There is a great opening shot in the first issue where Southworth details the famous Portland landmark, the Hawthorne Bridge. He includes some insert panels of a goose flying away and while there appears to be not much happening what we are getting is the progression of time; that and some beautiful artwork. It’s a simple page but it’s that perfect establishing shot of exactly what we are seeing. Urban crime, serenity, the silence after violence, and the despair as everything leaves.

Southworth matches this artistic greatness in the final issue with a completely different visual as he crafts a splash page of Dex after she is knocked down. It’s a melded page of watered down Steranko/Dali influence that still manages to look modern and fluid. It’s artwork but it’s also storytelling and to get both is extremely nice. It puts us not so much into Dex’s head but close enough to it to hear the ringing.

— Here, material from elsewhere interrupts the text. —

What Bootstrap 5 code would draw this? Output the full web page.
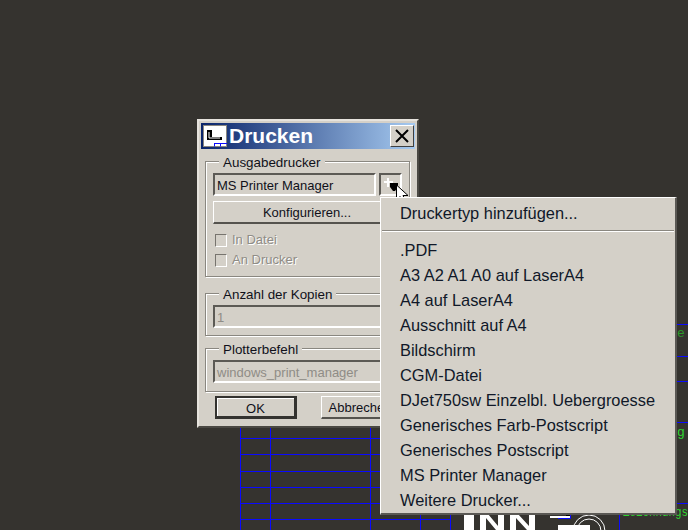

Stumptown is a new and different comic on the stands. While crime comics are certainly making a resurgence, there’s no doubt of that, this particular title is something still new and different from the rest on the racks because it’s got a heart in it that doesn’t mind stopping to beat a little slower and let you listen. This is the sort of crime comic you can spend a day in the sun with, it’s fun and smart and entirely user friendly. Stumptown, sorting through the garbage of life so you can keep your nails clean.